The word energy at once brings up the picture of a big, bustling woman, breathing hard through closed lips, rushing from child to child and trying to organize a dear little Christmas play in the parlor. But that isn’t at all the kind of imagination I mean.
There are several kinds. For example, I once knew the mother of a family, a Mrs. Judkins, who had a marvelous imagination. If things had been a little different, Mrs. Judkins might have sold her imagination to the movies or the magazines, or invented a new kind of hook-and-eye. Or she might have put it into that intricate and delicate business of running a successful home.
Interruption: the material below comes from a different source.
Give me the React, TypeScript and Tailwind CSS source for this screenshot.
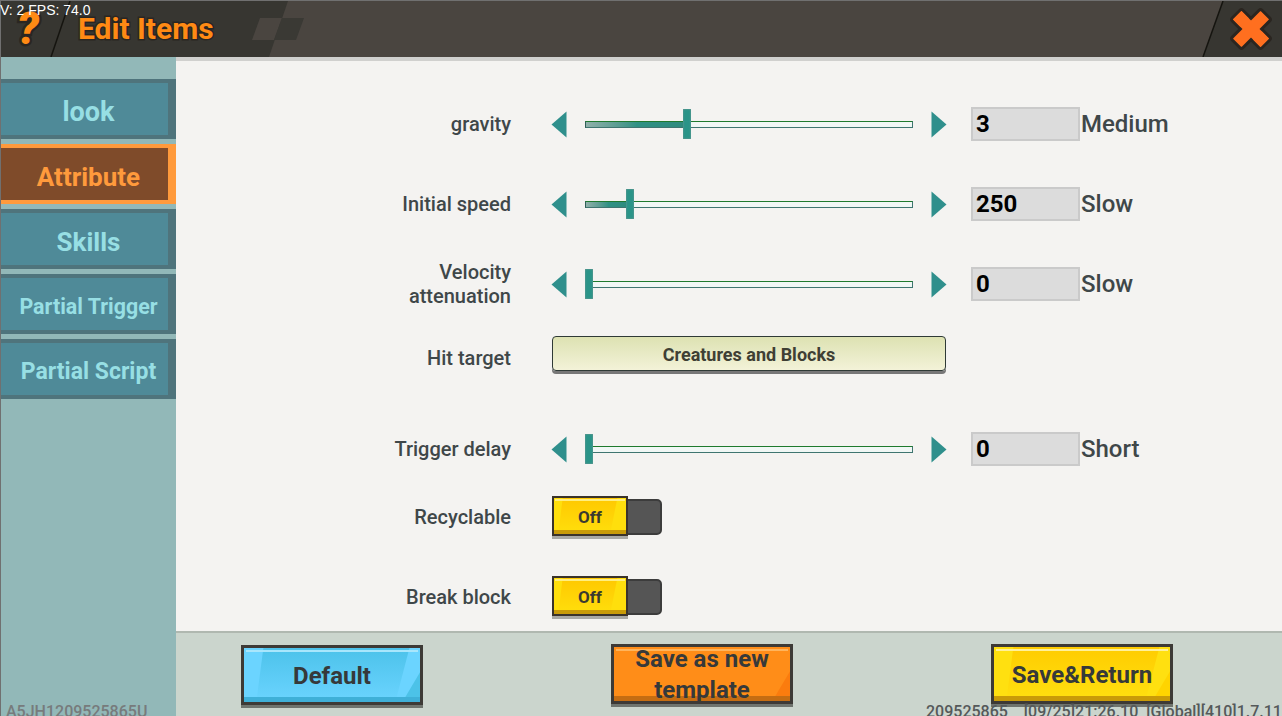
import React from 'react';

const font = { fontFamily: 'Roboto, "Liberation Sans", sans-serif' };

const tabs = [
  { label: 'look', size: 'text-[27px]', active: false },
  { label: 'Attribute', size: 'text-[26px]', active: true },
  { label: 'Skills', size: 'text-[26px]', active: false },
  { label: 'Partial Trigger', size: 'text-[21.4px]', active: false },
  { label: 'Partial Script', size: 'text-[23px]', active: false },
];

const Arrow = ({ dir }: { dir: 'left' | 'right' }) => (
  <svg width="16" height="27" viewBox="0 0 16 27" className="shrink-0">
    {dir === 'left' ? (
      <polygon points="15.5,0.5 15.5,26.5 0.5,13.5" fill="#2f8f8c" />
    ) : (
      <polygon points="0.5,0.5 0.5,26.5 15.5,13.5" fill="#2f8f8c" />
    )}
  </svg>
);

const Slider = ({ percent, thumb }: { percent: number; thumb: number }) => (
  <div className="flex items-center w-[396px] -ml-px">
    <Arrow dir="left" />
    <div className="relative w-[328px] h-[7px] ml-[18px] mr-[18px] shrink-0 bg-[#f0f7f5] border border-[#3f7570] border-t-[#1f7a2e] border-l-[#2f5f58]">
      <div
        className="h-full bg-gradient-to-r from-[#8fb0aa] via-[#2f9184] to-[#2f8a7e]"
        style={{ width: `${percent}px` }}
      />
      <div
        className="absolute top-[-13px] w-[8px] h-[30px] bg-[#2a9488] shadow-[inset_0_0_2px_#8a9a98]"
        style={{ left: `${thumb}px` }}
      />
    </div>
    <Arrow dir="right" />
  </div>
);

const Label = ({ children, extra = '' }: { children: React.ReactNode; extra?: string }) => (
  <div className={`w-[335px] text-right text-[20px] leading-[24px] font-medium text-[#3f4749] mr-[41px] ${extra}`}>
    {children}
  </div>
);

const SliderRow = ({ label, percent, thumb, value, unit, rowClass }: any) => (
  <div className={`flex items-center ${rowClass}`}>
    <Label>{label}</Label>
    <Slider percent={percent} thumb={thumb} />
    <div className="w-[109px] h-[34px] ml-[24px] bg-[#dcdcdc] border-2 border-[#cacaca] flex items-center pl-[3px] text-[24px] font-bold text-black">
      {value}
    </div>
    <div className="ml-[1px] text-[24px] font-medium text-[#3f4749]">{unit}</div>
  </div>
);

const ToggleRow = ({ label, rowClass }: any) => (
  <div className={`flex items-center ${rowClass}`}>
    <Label extra="mb-[1px]">{label}</Label>
    <div className="relative flex items-center w-[110px] h-[43px]">
      <div className="absolute left-[70px] top-[3px] w-[40px] h-[36px] bg-[#555555] border-2 border-[#3c3c3c] rounded-r-[5px]" />
      <div className="relative w-[76px] h-[40px] mb-[3px] pt-[4px] border-2 border-[#3a332b] shadow-[0_3px_0_#a9a9a5] bg-[#ffdf0c] flex items-center justify-center text-[17px] font-bold text-[#3a3a30] overflow-hidden">
        <div className="absolute inset-0 bg-gradient-to-b from-[#ffc800] to-transparent [clip-path:polygon(12%_0,88%_0,78%_100%,6%_100%)]" />
        <div className="absolute left-0 right-0 bottom-0 h-[4px] bg-[#c99b08]" />
        <div className="absolute left-[1px] right-[1px] top-[1px] h-[2px] bg-[#ffee80]" />
        <span className="relative">Off</span>
      </div>
    </div>
  </div>
);

const FooterButton = ({ children, bg, sheen, corner, bottom, top, mt }: any) => (
  <div className={`relative w-[182px] h-[60px] border-[3px] border-[#3d3a36] shadow-[0_3px_0_#6f746e] flex items-center justify-center text-center text-[24px] leading-[31px] pt-[2px] font-bold text-[#36393a] overflow-hidden ${bg} ${mt}`}>
    <div className={`absolute inset-0 bg-gradient-to-b to-transparent [clip-path:polygon(11%_0,94%_0,86%_100%,7%_100%)] ${sheen}`} />
    <div className={`absolute inset-0 [clip-path:polygon(100%_45%,100%_100%,90%_100%)] ${corner}`} />
    <div className={`absolute left-[2px] right-[2px] top-[2px] h-[2px] ${top}`} />
    <div className={`absolute left-0 right-0 bottom-0 h-[5px] ${bottom}`} />
    <span className="relative">{children}</span>
  </div>
);

export default function App() {
  return (
    <div className="relative w-[1282px] h-[716px] overflow-hidden bg-[#707070] flex flex-col pt-px pl-px" style={font}>
      {/* top bar */}
      <div className="relative h-[56px] shrink-0 bg-[#373631] overflow-hidden">
        <svg width="1281" height="56" viewBox="0 0 1281 56" className="absolute inset-0">
          <polygon points="287,0 1222,0 1202,56 268,56" fill="#4a4540" />
          <polygon points="259,17 281,17 273,39 251,39" fill="#4a4540" />
          <polygon points="281,17 303,17 295,39 273,39" fill="#3a3934" />
          <line x1="69" y1="0" x2="50" y2="56" stroke="#15140f" strokeWidth="1.5" />
          <line x1="1222" y1="0" x2="1202" y2="56" stroke="#15140f" strokeWidth="1.5" />
          <g transform="translate(1250 28) rotate(45)">
            <rect x="-21" y="-7.5" width="42" height="15" rx="2" fill="#ff6f1f" stroke="#2a2520" strokeWidth="3" />
            <rect x="-7.5" y="-21" width="15" height="42" rx="2" fill="#ff6f1f" stroke="#2a2520" strokeWidth="3" />
            <rect x="-19.5" y="-6" width="39" height="12" fill="#ff6f1f" />
          </g>
        </svg>
        <div className="absolute left-[16px] top-[2px] text-[44px] leading-[52px] font-black italic text-[#ff8a14] [-webkit-text-stroke:5px_#2a2622] [paint-order:stroke_fill]">
          ?
        </div>
        <div className="absolute left-[77px] top-[10px] text-[30px] leading-[36px] font-bold text-[#ff8a14] [-webkit-text-stroke:3px_#2a2622] [paint-order:stroke_fill]">
          Edit Items
        </div>
      </div>
      <div className="h-[4px] shrink-0 bg-[#d0d0ce]" />

      <div className="flex flex-1 min-h-0">
        {/* side tabs */}
        <div className="w-[175px] shrink-0 -mt-[4px] pt-[22px] bg-[#92b8b8] flex flex-col gap-[5px]">
          {tabs.map(t =>
            t.active ? (
              <div
                key={t.label}
                className={`h-[60px] pl-[8px] pt-[7px] bg-[#7f4b2a] border-y-4 border-r-8 border-[#ff9a3c] flex items-center justify-center font-bold text-[#ff9a3c] ${t.size}`}
              >
                {t.label}
              </div>
            ) : (
              <div
                key={t.label}
                className={`h-[60px] pl-[8px] pt-[7px] bg-[#4f8a98] border-y-4 border-r-8 border-[#4f747c] flex items-center justify-center font-bold text-[#97dfe4] ${t.size}`}
              >
                {t.label}
              </div>
            )
          )}
        </div>

        <div className="flex-1 flex flex-col min-w-0 bg-[#f4f3f1]">
          {/* settings rows */}
          <div className="flex-1 min-h-0 pt-[46px]">
            <SliderRow label="gravity" percent={102} thumb={97} value="3" unit="Medium" rowClass="h-[34px]" />
            <SliderRow label="Initial speed" percent={45} thumb={40} value="250" unit="Slow" rowClass="h-[34px] mt-[46px]" />
            <SliderRow label={<>Velocity<br />attenuation</>} percent={0} thumb={-1} value="0" unit="Slow" rowClass="h-[34px] mt-[46px]" />
            <div className="flex items-start h-[38px] mt-[35px]">
              <Label extra="pt-[10px]">Hit target</Label>
              <div className="w-[394px] h-[35px] pt-[2px] rounded-[4px] border border-[#2f3a36] shadow-[0_3px_0_#777] bg-gradient-to-b from-[#dde2b2] to-[#f3f2d8] flex items-center justify-center text-[18px] font-bold text-[#3f3f34]">
                Creatures and Blocks
              </div>
            </div>
            <SliderRow label="Trigger delay" percent={0} thumb={-1} value="0" unit="Short" rowClass="h-[34px] mt-[58px]" />
            <ToggleRow label="Recyclable" rowClass="h-[43px] mt-[30px]" />
            <ToggleRow label="Break block" rowClass="h-[43px] mt-[37px]" />
          </div>

          {/* bottom actions */}
          <div className="h-[85px] shrink-0 bg-[#cbd5cd] border-t-2 border-[#b0b8b0] flex items-start pl-[65px] pt-[11px]">
            <FooterButton
              bg="bg-[#6bd4ff]"
              sheen="from-[#4cc2ea]"
              corner="bg-[#4cc2e8]"
              top="bg-[#a8e6fc]"
              bottom="bg-[#3fb0d8]"
              mt="mt-[1px]"
            >
              Default
            </FooterButton>
            <FooterButton
              bg="ml-[188px] bg-[#ff8d18]"
              sheen="from-[#ff8d18]"
              corner="bg-[#fb7c0e]"
              top="bg-[#ffb45c]"
              bottom="bg-[#c56d12]"
            >
              Save as new template
            </FooterButton>
            <FooterButton
              bg="ml-[198px] bg-[#ffe010]"
              sheen="from-[#ffcc00]"
              corner="bg-[#ffd400]"
              top="bg-[#fff09a]"
              bottom="bg-[#c99b08]"
            >
              Save&amp;Return
            </FooterButton>
          </div>
        </div>
      </div>

      {/* debug overlays */}
      <div className="absolute left-0 top-[2px] text-white text-[14px] leading-[16px]" style={{ fontFamily: '"Liberation Sans", sans-serif' }}>
        V: 2 FPS: 74.0
      </div>
      <div className="absolute left-[6px] top-[704px] text-[16px] leading-[16px] font-medium text-[#777b7c] whitespace-pre">
        A5JH1209525865U
      </div>
      <div className="absolute left-[926px] top-[704px] text-[16px] leading-[16px] font-medium text-[#55595a] whitespace-pre">
        209525865    [09/25]21:26.10  [Global][410]1.7.11
      </div>
    </div>
  );
}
Did Mrs. Judkins use her imagination for these things? She did not! She had none left to use.
Her imagination had a leak in it, and its stuff was dissipated hourly into thin air—in this fashion: At six a.m. Mrs. Judkins awakes. She lies in bed. She begins her daily worry. Did, or did not, her daughter Anita look tired last night when she came in from that dance? Yes; she did. She had dark circles. Dark circles—a bogy of her childhood. Mrs. Judkins remembers how her own mother always worried about dark circles. Without doubt Anita is going into a nervous decline. How ghastly! Think of that Mrs.—what was her name?—who had the nervous decline at—at—what was that place? Think of it! Appalling! Well, I’ll—I’ll ask her to go to a doctor; but what if she won’t go? Maybe I can get her to stay home from dances for—for a month.